Businesses investing in the Metaverse are expecting it to pick up in the future once it’s more open to the general public. That’ll help advertise their restaurants more.
McDonald’s and Panera Bread are two examples of restaurants that are taking steps to ensure that their exposure in the real world is also present in the Metaverse or the foodverse in this case.
Alternatively, these membership food NFTs can work as access to food-related subscription services. One such example is Flyfish Club.
What is Flyfish Club?
Flyfish Club is the world’s first member’s only private dining club. The project was developed by Gary Vaynerchuk and Chef Josh Capon of Lure Fishbar.
Membership for Flyfish Club is purchased as an NFT. Memberships are tradable on the secondary market, and once a person buys the token from Flyfish Club, future transactions happen on the Opensea.io secondary market.
The reservations aren’t made on-chain, so there are no transaction fees needed to make the reservation. Instead, members create an account and sign in to Flyfish Club’s website to make reservations. They feature two tokens: Flyfish and Flyfish Omakase. If one is a token holder, their membership will be valid.
The website states that only holders of the Flyfish Club membership can make reservations within the club, and other people can’t make reservations on their behalf even if they are family members.
This is interesting to note as it seems to be a way to motivate token holders to exchange their tokens with other people who’d want access to Flyfish Club, which of course provides Flyfish Club with secondary sales and royalties each time these tokens exchange hands.
As with many NFT projects, members of Flyfish Club will have to keep access to the wallet where their membership is stored to verify ownership. This is no different than the verification process for Bored Ape Yacht Club Members.
What is the foodverse?
In many of our previous articles, we’ve defined the Metaverse as the virtual world that combines augmented reality with another digital world.
The foodverse is a metaverse that combines food, top selling NFTs, and gaming on the Blockchain. Recipes and ingredients are available as NFTs, which can be used for in-game items and traded similar to other Metaverse games.
Similar to the Metaverse, the foodverse can be accessed through VR headsets. The Metaverse has many entry bars for the general public, which is partly why the foodverse hasn’t taken off with the same power as general NFTs.

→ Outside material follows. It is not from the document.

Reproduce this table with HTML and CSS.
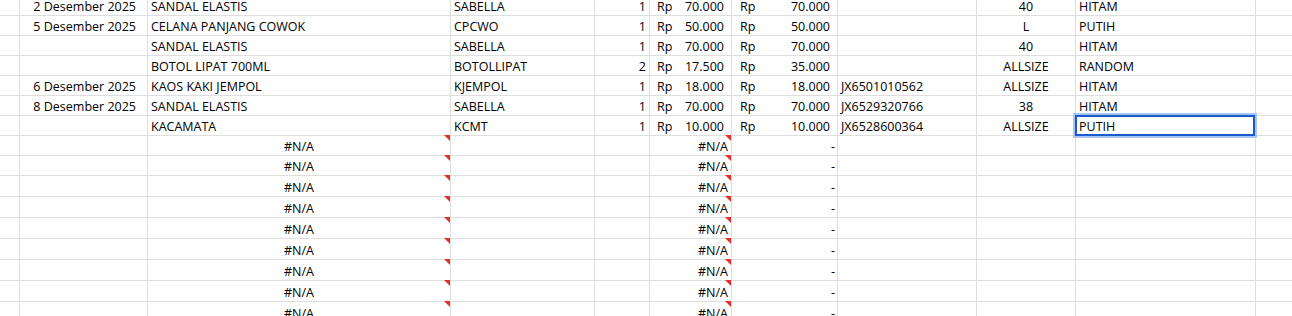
FILE: index.html
```html
<!DOCTYPE html>
<html lang="id">
<head>
<meta charset="utf-8">
<title>Penjualan</title>
<link rel="stylesheet" href="styles.css">
</head>
<body>
<div class="sheet">
  <div class="row">
    <div class="c"></div><div class="c date">2 Desember 2025</div><div class="c">SANDAL ELASTIS</div><div class="c">SABELLA</div><div class="c qty">1</div>
    <div class="c acc"><span>Rp</span><span>70.000</span></div><div class="c tot"><span>Rp</span><span>70.000</span></div>
    <div class="c"></div><div class="c ctr">40</div><div class="c">HITAM</div><div class="c last"></div>
  </div>
  <div class="row">
    <div class="c"></div><div class="c date">5 Desember 2025</div><div class="c">CELANA PANJANG COWOK</div><div class="c">CPCWO</div><div class="c qty">1</div>
    <div class="c acc"><span>Rp</span><span>50.000</span></div><div class="c tot"><span>Rp</span><span>50.000</span></div>
    <div class="c"></div><div class="c ctr">L</div><div class="c">PUTIH</div><div class="c last"></div>
  </div>
  <div class="row">
    <div class="c"></div><div class="c date"></div><div class="c">SANDAL ELASTIS</div><div class="c">SABELLA</div><div class="c qty">1</div>
    <div class="c acc"><span>Rp</span><span>70.000</span></div><div class="c tot"><span>Rp</span><span>70.000</span></div>
    <div class="c"></div><div class="c ctr">40</div><div class="c">HITAM</div><div class="c last"></div>
  </div>
  <div class="row">
    <div class="c"></div><div class="c date"></div><div class="c">BOTOL LIPAT 700ML</div><div class="c">BOTOLLIPAT</div><div class="c qty">2</div>
    <div class="c acc"><span>Rp</span><span>17.500</span></div><div class="c tot"><span>Rp</span><span>35.000</span></div>
    <div class="c"></div><div class="c ctr">ALLSIZE</div><div class="c">RANDOM</div><div class="c last"></div>
  </div>
  <div class="row">
    <div class="c"></div><div class="c date">6 Desember 2025</div><div class="c">KAOS KAKI JEMPOL</div><div class="c">KJEMPOL</div><div class="c qty">1</div>
    <div class="c acc"><span>Rp</span><span>18.000</span></div><div class="c tot"><span>Rp</span><span>18.000</span></div>
    <div class="c">JX6501010562</div><div class="c ctr">ALLSIZE</div><div class="c">HITAM</div><div class="c last"></div>
  </div>
  <div class="row">
    <div class="c"></div><div class="c date">8 Desember 2025</div><div class="c">SANDAL ELASTIS</div><div class="c">SABELLA</div><div class="c qty">1</div>
    <div class="c acc"><span>Rp</span><span>70.000</span></div><div class="c tot"><span>Rp</span><span>70.000</span></div>
    <div class="c">JX6529320766</div><div class="c ctr">38</div><div class="c">HITAM</div><div class="c last"></div>
  </div>
  <div class="row">
    <div class="c"></div><div class="c date"></div><div class="c">KACAMATA</div><div class="c">KCMT</div><div class="c qty">1</div>
    <div class="c acc"><span>Rp</span><span>10.000</span></div><div class="c tot"><span>Rp</span><span>10.000</span></div>
    <div class="c">JX6528600364</div><div class="c ctr">ALLSIZE</div><div class="c sel">PUTIH</div><div class="c last"></div>
  </div>

  <div class="row">
    <div class="c"></div><div class="c date"></div><div class="c ctr note">#N/A</div><div class="c"></div><div class="c qty"></div>
    <div class="c na note">#N/A</div><div class="c dash">-</div>
    <div class="c"></div><div class="c"></div><div class="c"></div><div class="c last"></div>
  </div>
  <div class="row">
    <div class="c"></div><div class="c date"></div><div class="c ctr note">#N/A</div><div class="c"></div><div class="c qty"></div>
    <div class="c na note">#N/A</div><div class="c dash">-</div>
    <div class="c"></div><div class="c"></div><div class="c"></div><div class="c last"></div>
  </div>
  <div class="row tall">
    <div class="c"></div><div class="c date"></div><div class="c ctr note">#N/A</div><div class="c"></div><div class="c qty"></div>
    <div class="c na note">#N/A</div><div class="c dash">-</div>
    <div class="c"></div><div class="c"></div><div class="c"></div><div class="c last"></div>
  </div>
  <div class="row tall">
    <div class="c"></div><div class="c date"></div><div class="c ctr note">#N/A</div><div class="c"></div><div class="c qty"></div>
    <div class="c na note">#N/A</div><div class="c dash">-</div>
    <div class="c"></div><div class="c"></div><div class="c"></div><div class="c last"></div>
  </div>
  <div class="row tall">
    <div class="c"></div><div class="c date"></div><div class="c ctr note">#N/A</div><div class="c"></div><div class="c qty"></div>
    <div class="c na note">#N/A</div><div class="c dash">-</div>
    <div class="c"></div><div class="c"></div><div class="c"></div><div class="c last"></div>
  </div>
  <div class="row tall">
    <div class="c"></div><div class="c date"></div><div class="c ctr note">#N/A</div><div class="c"></div><div class="c qty"></div>
    <div class="c na note">#N/A</div><div class="c dash">-</div>
    <div class="c"></div><div class="c"></div><div class="c"></div><div class="c last"></div>
  </div>
  <div class="row tall">
    <div class="c"></div><div class="c date"></div><div class="c ctr note">#N/A</div><div class="c"></div><div class="c qty"></div>
    <div class="c na note">#N/A</div><div class="c dash">-</div>
    <div class="c"></div><div class="c"></div><div class="c"></div><div class="c last"></div>
  </div>
  <div class="row tall">
    <div class="c"></div><div class="c date"></div><div class="c ctr note">#N/A</div><div class="c"></div><div class="c qty"></div>
    <div class="c na note">#N/A</div><div class="c dash">-</div>
    <div class="c"></div><div class="c"></div><div class="c"></div><div class="c last"></div>
  </div>
  <div class="row tall">
    <div class="c"></div><div class="c date"></div><div class="c ctr note">#N/A</div><div class="c"></div><div class="c qty"></div>
    <div class="c na note">#N/A</div><div class="c dash">-</div>
    <div class="c"></div><div class="c"></div><div class="c"></div><div class="c last"></div>
  </div>
  <div class="row tall">
    <div class="c"></div><div class="c date"></div><div class="c ctr note">#N/A</div><div class="c"></div><div class="c qty"></div>
    <div class="c na note">#N/A</div><div class="c dash">-</div>
    <div class="c"></div><div class="c"></div><div class="c"></div><div class="c last"></div>
  </div>
</div>
</body>
</html>
```
FILE: styles.css
```css
html, body {
  margin: 0;
  padding: 0;
  background: #ffffff;
  overflow: hidden;
}

body {
  font-family: "Open Sans", "Liberation Sans", sans-serif;
  font-size: 12.5px;
  color: #000000;
}

.sheet {
  margin-top: -4px;
}

.row {
  display: grid;
  grid-template-columns: 20px 128px 303px 144px 55px 82px 106px 139px 99px 180px 1fr;
  height: 20px;
}

.row.tall {
  height: 21px;
}

.c {
  box-sizing: border-box;
  position: relative;
  display: flex;
  align-items: flex-end;
  justify-content: flex-start;
  padding: 0 3px 1px 3px;
  line-height: 15px;
  white-space: nowrap;
  border-right: 1px solid #dedede;
  border-bottom: 1px solid #dedede;
}

.c.last {
  border-right: none;
}

.date {
  justify-content: flex-end;
  padding-right: 11px;
}

.qty {
  justify-content: flex-end;
  padding-right: 3px;
}

.ctr {
  justify-content: center;
}

.acc {
  justify-content: space-between;
  padding-left: 7px;
  padding-right: 7px;
}

.tot {
  justify-content: space-between;
  padding-left: 8px;
  padding-right: 7px;
}

.na {
  justify-content: flex-end;
  padding-right: 3px;
}

.dash {
  justify-content: flex-end;
  padding-right: 2px;
}

.note::after {
  content: "";
  position: absolute;
  top: -1px;
  right: 0;
  width: 6px;
  height: 6px;
  background: #e2302a;
  clip-path: polygon(0 0, 100% 0, 100% 100%);
}

.sel::before {
  content: "";
  position: absolute;
  left: -1px;
  top: -1px;
  width: 180px;
  height: 21px;
  box-sizing: border-box;
  border: 2px solid #1a5bcc;
  box-shadow: 0 0 0 2px #a7c5f6;
  z-index: 2;
}
```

The gaming world is the main driver for the foodverse and food NFTs. That’s because game developers are releasing games that feature food NFTs as a channel for product placement for goods and services.
Food NFTs as product placement
Product placement in Web3 is the practice in which manufacturers or providers of a service or product pay for their product to be visible in a Metaverse, an NFT game, or an NFT collection.
One of these cases was seen in the Fast Food Punks NFT collection, which featured all sorts of humanoid and animal avatars wearing fast-food worker hats. The collection was a parody of CryptoPunks.
Besides membership and loyalty programs, NFTs as product placement seems to be the best use case for NFTs in the food industry.
Final words about NFTs in the food industry
If there can be NFTs for fashion, entertainment, hotels, travel, and music, why not NFTs for food?
True, you can’t eat an NFT Big Mac the same way you could eat the real deal, but that’s not the point of food NFTs. Either option you take, McDonald’s gains a medium for advertising Big Macs.
NFTs as a restaurant membership open up many exciting possibilities: secret menus, as do the newly launched recipe food NFT marketplaces.